Now, this pembonym just wrote itself. Shopping in Waitrose on the Kings Road today, on the way home from work, I spied these little blighters. A punnet of teeny strasberries. A quick google reveals that the strasberry was “born” in South America in the 1900s but virtually disappeared for the last half century until some Dutch growers rediscovered it. On sale in certain shops, like Waitrose for a couple of quid over summer months, they come marked “limited edition speciality berries” – how thoroughly exciting.

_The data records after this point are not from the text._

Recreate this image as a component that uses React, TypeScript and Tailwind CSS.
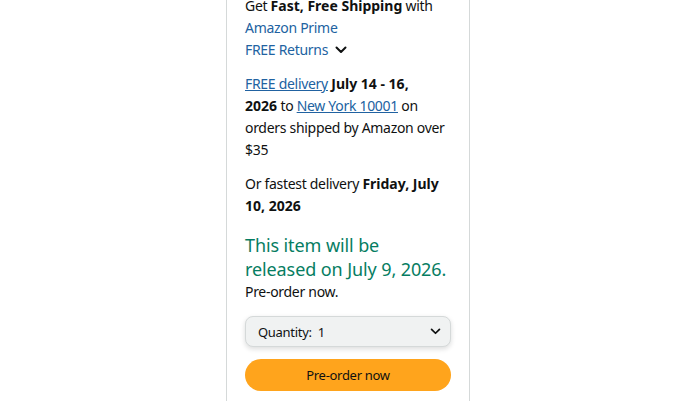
import React from "react";

const Chevron = ({ className }: { className?: string }) => (
  <svg className={className} viewBox="0 0 12 8" fill="none" stroke="currentColor" strokeWidth={2} strokeLinecap="round" strokeLinejoin="round">
    <path d="M1.5 1.5 L6 6 L10.5 1.5" />
  </svg>
);

export default function App() {
  return (
    <div className="w-full h-[401px] overflow-hidden bg-white flex justify-center pr-[2px]" style={{ fontFamily: '"Noto Sans", Arial, sans-serif' }}>
      <div className="w-[244px] shrink-0 h-[420px] border-x border-[#d5d9d9] px-[18px] -mt-[5px] text-[14px] leading-[22px] tracking-[-0.3px] text-[#0f1111]">
        <div className="pr-[6px]">
          <div>
            Get <span className="font-bold tracking-normal">Fast, Free Shipping</span> with
          </div>
          <div className="text-[#2162a1]">Amazon Prime</div>
          <div className="flex items-center text-[#2162a1]">
            FREE Returns
            <Chevron className="w-[12px] h-[8px] ml-[7px] text-[#0f1111]" />
          </div>
        </div>
        <div className="mt-[12px] pr-[6px]">
          <a className="text-[#2162a1] underline">FREE delivery</a>{" "}
          <span className="font-bold tracking-normal">
            July 14 - 16,
            <br />
            2026
          </span>{" "}
          to <a className="text-[#2162a1] underline">New York 10001</a> on orders shipped by Amazon over $35
        </div>
        <div className="mt-[12px] pr-[6px]">
          Or fastest delivery <span className="font-bold tracking-normal">Friday, July 10, 2026</span>
        </div>
        <div className="mt-[16px] text-[18px] leading-[24px] tracking-[-0.1px] text-[#067d62]">
          This item will be released on July 9, 2026.
        </div>
        <div>Pre-order now.</div>
        <div className="mt-[13px] h-[31px] rounded-[8px] border border-[#d5d9d9] bg-[#f0f2f2] shadow-[0_2px_5px_rgba(15,17,17,0.15)] flex items-center justify-between pl-[12px] pr-[9px] text-[13px]">
          <span>Quantity:&nbsp;&nbsp;1</span>
          <Chevron className="w-[11px] h-[7px] text-[#0f1111]" />
        </div>
        <div className="mt-[12px] h-[32px] rounded-full bg-[#ffa41c] flex items-center justify-center text-[13px]">
          Pre-order now
        </div>
      </div>
    </div>
  );
}
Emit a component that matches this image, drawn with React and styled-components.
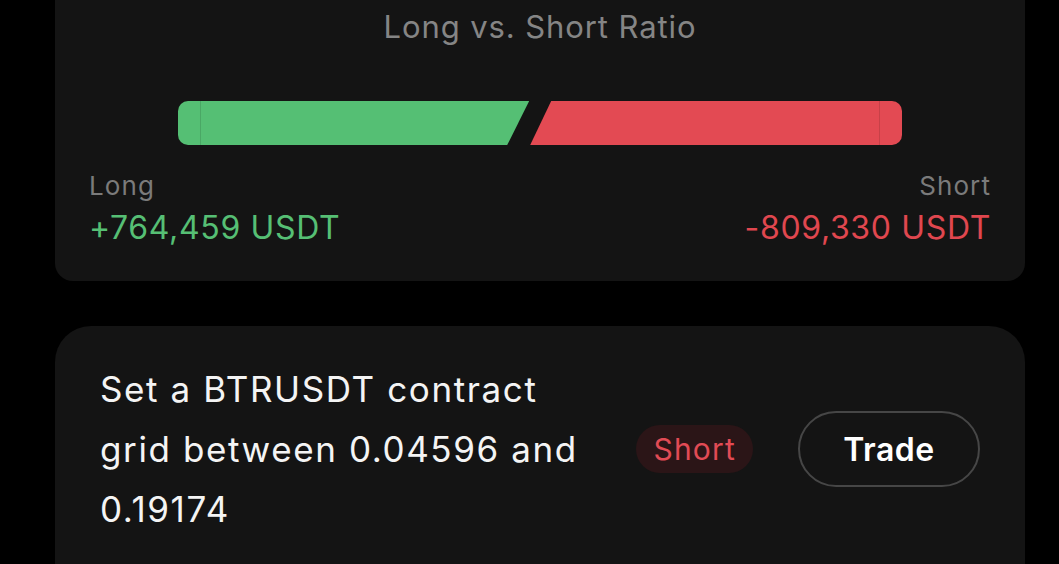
import React from "react";
import styled, { createGlobalStyle } from "styled-components";

const Global = createGlobalStyle`
  html, body { margin: 0; padding: 0; background: #000; }
  body { font-family: Inter, "Noto Sans", sans-serif; -webkit-font-smoothing: antialiased; }
`;

const Page = styled.div`
  width: 1059px;
  height: 564px;
  overflow: hidden;
  background: #000;
  display: flex;
  flex-direction: column;
  gap: 45px;
  padding: 0 34px 0 55px;
  box-sizing: border-box;
`;

const RatioCard = styled.section`
  margin-top: -40px;
  background: #141414;
  border-radius: 18px;
  padding: 48px 34px 34px;
  display: flex;
  flex-direction: column;
`;

const Title = styled.h2`
  margin: 0;
  text-align: center;
  font-size: 31px;
  letter-spacing: 0.9px;
  font-weight: 400;
  line-height: 38px;
  color: #858585;
`;

const Bar = styled.div`
  margin: 55px 89px 0;
  height: 44px;
  display: flex;
  gap: 1px;
`;

const Segment = styled.div`
  position: relative;
  height: 100%;
  background: ${(p) => (p.$side === "long" ? "#55bf74" : "#e34a53")};
  border-radius: ${(p) => (p.$side === "long" ? "10px 0 0 10px" : "0 10px 10px 0")};
  clip-path: ${(p) =>
    p.$side === "long"
      ? "polygon(0 0, 100% 0, calc(100% - 22px) 100%, 0 100%)"
      : "polygon(21px 0, 100% 0, 100% 100%, 0 100%)"};
  &::after {
    content: "";
    position: absolute;
    top: 0;
    bottom: 0;
    width: 1px;
    background: rgba(0, 0, 0, 0.12);
    ${(p) => (p.$side === "long" ? "left: 22px;" : "right: 22px;")}
  }
`;

const Stats = styled.div`
  margin-top: 25px;
  display: flex;
  justify-content: space-between;
`;

const Stat = styled.div`
  display: flex;
  flex-direction: column;
  align-items: ${(p) => (p.$align === "right" ? "flex-end" : "flex-start")};
`;

const StatLabel = styled.span`
  font-size: 26px;
  letter-spacing: 1.1px;
  line-height: 32px;
  color: #7b7b7b;
`;

const StatValue = styled.span`
  margin-top: 7px;
  font-size: 32px;
  letter-spacing: 0.65px;
  line-height: 38px;
  color: ${(p) => (p.$tone === "up" ? "#56bf74" : "#e0474f")};
`;

const GridCard = styled.section`
  background: #141414;
  border-radius: 36px;
  padding: 33px 45px 40px;
  min-height: 280px;
  display: flex;
  align-items: flex-start;
`;

const Row = styled.div`
  display: flex;
  align-items: center;
  width: 100%;
`;

const Description = styled.p`
  margin: 0;
  flex: 1;
  padding-right: 38px;
  font-size: 35px;
  letter-spacing: 1.6px;
  line-height: 60px;
  color: #f4f4f4;
`;

const Tag = styled.span`
  flex: none;
  height: 48px;
  padding: 0 17px;
  border-radius: 24px;
  background: #2b1517;
  color: #e14b55;
  font-size: 30px;
  letter-spacing: 1.2px;
  display: flex;
  align-items: center;
  margin-right: 45px;
`;

const TradeButton = styled.button`
  flex: none;
  width: 182px;
  height: 76px;
  border-radius: 38px;
  border: 2px solid #464646;
  background: transparent;
  color: #fff;
  font-family: inherit;
  font-size: 32px;
  letter-spacing: 0.5px;
  font-weight: 600;
  display: flex;
  align-items: center;
  justify-content: center;
`;

const longVal = 764459;
const shortVal = 809330;

export default function App() {
  return (
    <>
      <Global />
      <Page>
        <RatioCard>
          <Title>Long vs. Short Ratio</Title>
          <Bar>
            <Segment $side="long" style={{ flex: longVal }} />
            <Segment $side="short" style={{ flex: shortVal }} />
          </Bar>
          <Stats>
            <Stat>
              <StatLabel>Long</StatLabel>
              <StatValue $tone="up">+764,459 USDT</StatValue>
            </Stat>
            <Stat $align="right">
              <StatLabel>Short</StatLabel>
              <StatValue $tone="down">-809,330 USDT</StatValue>
            </Stat>
          </Stats>
        </RatioCard>
        <GridCard>
          <Row>
            <Description>
              Set a BTRUSDT contract grid between 0.04596 and 0.19174
            </Description>
            <Tag>Short</Tag>
            <TradeButton>Trade</TradeButton>
          </Row>
        </GridCard>
      </Page>
    </>
  );
}
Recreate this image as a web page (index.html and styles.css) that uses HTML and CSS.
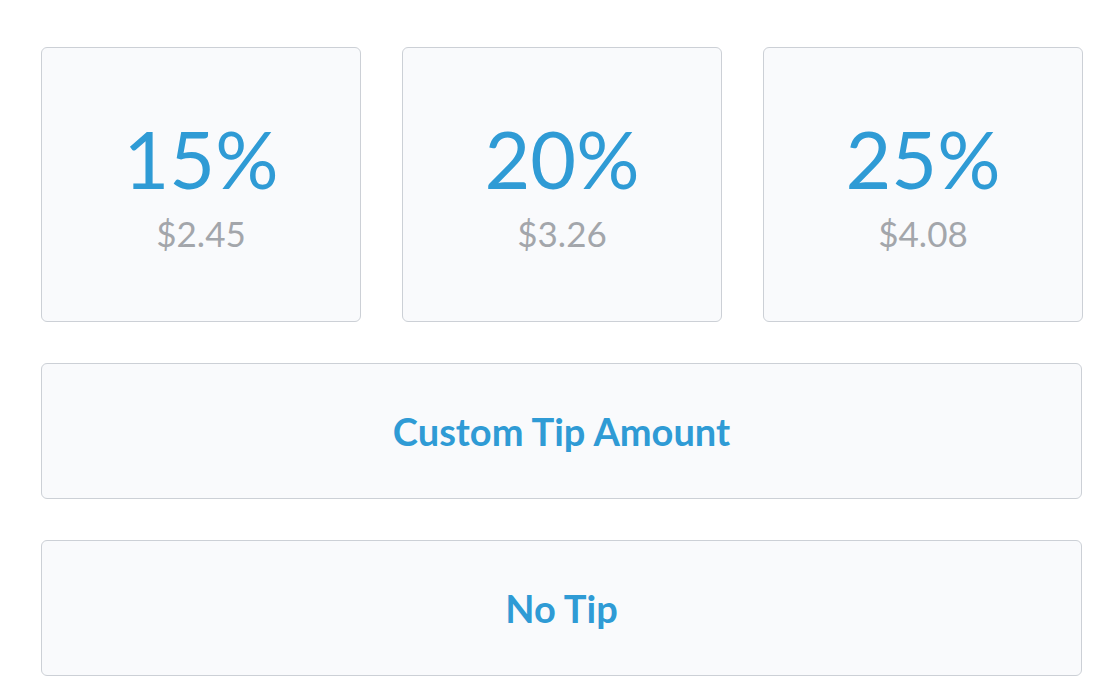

They are tiny, with deeply imbedded dark seeds and an aromatic sweet smell. They taste like a juicier, sweeter version of strawberries and are quite lovely. Nothing, just nothing, can beat fresh English strawberries – the best ones are those illicitly popped into your mouth when you’re Picking-Your-Own but these were gorgeous sweet little poppets, which I smothered in ice-cream and scoffed. Lovely.

p.s. you may have noticed that this blog was born 4 months ago, and yet this is only the second of my much trumpeted “ingredients of the week” posts. I have decided only to feature an ingredient when it catches my eye and clearly this is only once in a blue moon, so even though this category isn’t called “ingredient of the every-so-often” I hope you get the gist, yeah?

Ingredient of the Week: Medlar Jelly

17 Jan

                    A few weeks back I read an article by Nigel Slater in the Observer on Medlar fruit. About how the “fruit…smells of rancid wine and resembles nothing so much as a cat’s bottom”. Well, a fruit that looks like a cat’s bum? I was intrigued. Like a child hoping for snow on a school morning I had great anticipation that I would soon see some medlar jam or jelly and get to taste this bizarre confection. For a long time though… nothing. Then, last week I happened to pop into Partridges on my way home. Amongst the astronomically priced curiosities and American candy I saw a jar and snaffled it up immediately. And so to taste.

Well… it tastes good! And did not conjure up images of a cat’s bum, pheeeew! The texture was silky and smooth. It was gentle on my tounge, sweet and quietly rich. Need to read up on how to use it well now… but mmm, scrummy.